Task goal – Pictures stay out. Extract the lines below from the first one through the line with "const FILLED_TICKS = 62;", both included.
▼▼▼
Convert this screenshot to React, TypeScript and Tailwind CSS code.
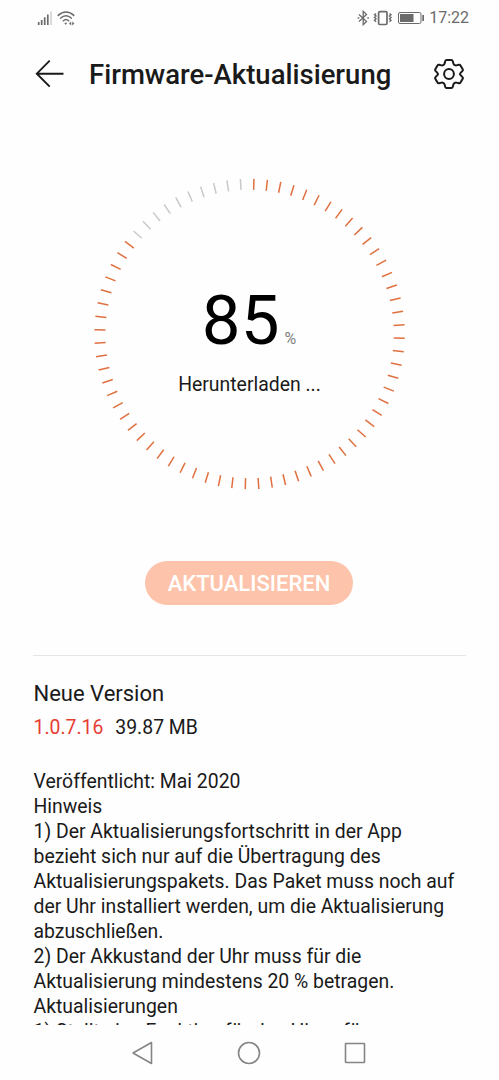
import React from 'react';

const TICK_COUNT = 72;
const FILLED_TICKS = 62;

const StatusBar: React.FC = () => (
  <div className="flex h-9 shrink-0 items-center justify-between pl-[37px] pr-[30px] text-[#6b6b6b]">
    <div className="flex items-center gap-1">
      {/* Mobile signal */}
      <svg width="16" height="16" viewBox="0 0 16 16" stroke="currentColor" strokeWidth="1.7">
        <path d="M1.7 12v3M4.7 10v5M7.7 7.3v7.7M10.8 4.5V15" />
        <path d="M14 1.5V15" stroke="#d4d4d4" />
      </svg>
      {/* Wi-Fi */}
      <svg width="18" height="16" viewBox="0 0 18 16" fill="none" stroke="currentColor" strokeWidth="1.5" strokeLinecap="round">
        <path d="M1.2 5.4C5.8 .9 12.2.9 16.8 5.4M3.8 8.1c3.1-3.2 7.3-3.2 10.4 0M6.3 10.8c1.6-1.5 3.8-1.5 5.4 0" />
        <circle cx="8.7" cy="13.5" r="1.1" fill="currentColor" stroke="none" />
        <path d="M14.2 11.6l-2.2 1.9 2.2 1.9zM15.2 11.6l2.2 1.9-2.2 1.9z" fill="currentColor" stroke="none" />
      </svg>
    </div>
    <div className="flex items-center">
      {/* Bluetooth */}
      <svg width="13" height="16" viewBox="0 0 13 16" fill="none" stroke="currentColor" strokeWidth="1.3">
        <path d="M2 4.5l7.5 7L6.2 14.7V1.3l3.3 3.2-7.5 7M.7 8h1.6M10.3 8h1.6" />
      </svg>
      {/* Vibration */}
      <svg className="ml-[3px]" width="20" height="16" viewBox="0 0 20 16" fill="none" stroke="currentColor">
        <rect x="5.6" y="1.7" width="8.4" height="12.8" rx="1.2" strokeWidth="1.7" />
        <path d="M3 3.5L1.5 4.7 3 6 1.5 7.4 3 8.8 1.5 10.2 3 11.8M16.5 3.5L18 4.7 16.5 6 18 7.4l-1.5 1.4 1.5 1.4-1.5 1.6" strokeWidth="1.4" />
      </svg>
      {/* Battery */}
      <svg className="ml-1" width="28" height="14" viewBox="0 0 28 14">
        <rect x="1.5" y="1.5" width="22.5" height="11" rx="1.5" fill="none" stroke="currentColor" />
        <path d="M3 3h13.5v8H3zM25.3 4h1.7v6h-1.7z" fill="currentColor" />
      </svg>
      <span className="ml-1 text-[16px] leading-none">17:22</span>
    </div>
  </div>
);

const Header: React.FC = () => (
  <header className="flex h-[76px] shrink-0 items-center pl-[35px] pr-[35px]">
    <svg width="30" height="30" viewBox="0 0 30 30" fill="none" stroke="currentColor" strokeWidth="1.9">
      <path d="M14.7 1.7L1.8 14.7l12.9 13M1.8 14.7h26.7" />
    </svg>
    <h1 className="ml-6 flex-1 whitespace-nowrap pt-px text-[27.5px] font-medium leading-8">Firmware-Aktualisierung</h1>
    <svg width="30" height="30" viewBox="0 0 30 30" fill="none" stroke="currentColor" strokeWidth="2" strokeLinejoin="round">
      <path d="M12.6 1h4.8q1 0 1.3 1l.8 2.7q.2.7.9 1.1l.6.4q.7.4 1.4.2l2.6-.7q1-.2 1.5.7l2.2 3.9q.5.9-.2 1.6l-1.9 2q-.6.6-.6 1.1t.6 1.1l1.9 2q.7.7.2 1.6l-2.2 3.9q-.5.9-1.5.7l-2.6-.7q-.7-.2-1.4.2l-.6.4q-.7.4-.9 1.1l-.8 2.7q-.3 1-1.3 1h-4.8q-1 0-1.3-1l-.8-2.7q-.2-.7-.9-1.1l-.6-.4q-.7-.4-1.4-.2l-2.6.7q-1 .2-1.5-.7l-2.2-3.9q-.5-.9.2-1.6l1.9-2q.6-.6.6-1.1t-.6-1.1l-1.9-2q-.7-.7-.2-1.6l2.2-3.9q.5-.9 1.5-.7l2.6.7q.7.2 1.4-.2l.6-.4q.7-.4.9-1.1l.8-2.7q.3-1 1.3-1z" />
      <circle cx="15" cy="15" r="4.9" />
    </svg>
  </header>
);

const ProgressRing: React.FC = () => (
  <div className="ml-[93px] mt-[66px] grid h-[312px] w-[312px] shrink-0">
    <svg className="col-start-1 row-start-1" width="312" height="312" viewBox="-156.6 -156 312 312">
      {Array.from({ length: TICK_COUNT }, (_, i) => (
        <line
          key={i}
          x1="0"
          x2="0"
          y1="-155.2"
          y2="-144.2"
          stroke={i < FILLED_TICKS ? '#e0703f' : '#c9c9c9'}
          strokeWidth="1.5"
          transform={`rotate(${i * 5 + 1.6})`}
        />
      ))}
    </svg>
    <div className="col-start-1 row-start-1 flex flex-col items-center pt-[103px]">
      <div className="flex items-baseline text-black">
        <span className="text-[69px] leading-[80px]">85</span>
        <span className="ml-[5px] text-[16px] text-[#808080]">%</span>
      </div>
      <p className="mt-3 pl-px text-[19.4px] leading-6">Herunterladen ...</p>
    </div>
  </div>
);

const Notes: React.FC = () => (
  <section className="mx-[33px] mt-[50px] h-[370px] shrink-0 overflow-hidden border-t border-[#e6e6e6] pl-[0.5px] pt-6">
    <h2 className="text-[22px] leading-7">Neue Version</h2>
    <div className="mt-1.5 flex gap-3 text-[19.4px] leading-7">
      <span className="text-[#e63c32]">1.0.7.16</span>
      <span>39.87 MB</span>
    </div>
    <div className="mt-[27px] whitespace-nowrap text-[19.4px] leading-[25px]">
      <p>Veröffentlicht: Mai 2020</p>
      <p>Hinweis</p>
      <p>1) Der Aktualisierungsfortschritt in der App</p>
      <p>bezieht sich nur auf die Übertragung des</p>
      <p>Aktualisierungspakets. Das Paket muss noch auf</p>
      <p>der Uhr installiert werden, um die Aktualisierung</p>
      <p>abzuschließen.</p>
      <p>2) Der Akkustand der Uhr muss für die</p>
      <p>Aktualisierung mindestens 20 % betragen.</p>
      <p>Aktualisierungen</p>
      <p>1) Stellt eine Funktion für den Hinw. für</p>
    </div>
  </section>
);

const NavBar: React.FC = () => (
  <nav className="flex h-[55px] shrink-0 items-center justify-center gap-[82px] pr-px text-[#858585]">
    <svg width="24" height="24" viewBox="0 0 24 24" fill="none" stroke="currentColor" strokeWidth="1.6" strokeLinejoin="round">
      <path d="M20.5 1.5v21L2 12z" />
    </svg>
    <svg width="24" height="24" viewBox="0 0 24 24" fill="none" stroke="currentColor" strokeWidth="1.6">
      <circle cx="12" cy="12" r="10.5" />
    </svg>
    <svg width="24" height="24" viewBox="0 0 24 24" fill="none" stroke="currentColor" strokeWidth="1.6">
      <rect x="2.5" y="2.5" width="19" height="19" rx=".5" />
    </svg>
  </nav>
);

export default function App() {
  return (
    <div className="flex h-[1080px] w-[499px] flex-col overflow-hidden bg-[#fefefe] font-['Roboto',sans-serif] text-[#1a1a1a]">
      <StatusBar />
      <Header />
      <ProgressRing />
      <button className="ml-[145px] mt-[71px] h-11 w-[208px] shrink-0 rounded-full bg-[#fec4ab] text-[22px] font-medium text-white">
        AKTUALISIEREN
      </button>
      <Notes />
      <NavBar />
    </div>
  );
}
▲▲▲
Answer in full –
Convert this screenshot to React, TypeScript and Tailwind CSS code.
import React from 'react';

const TICK_COUNT = 72;
const FILLED_TICKS = 62;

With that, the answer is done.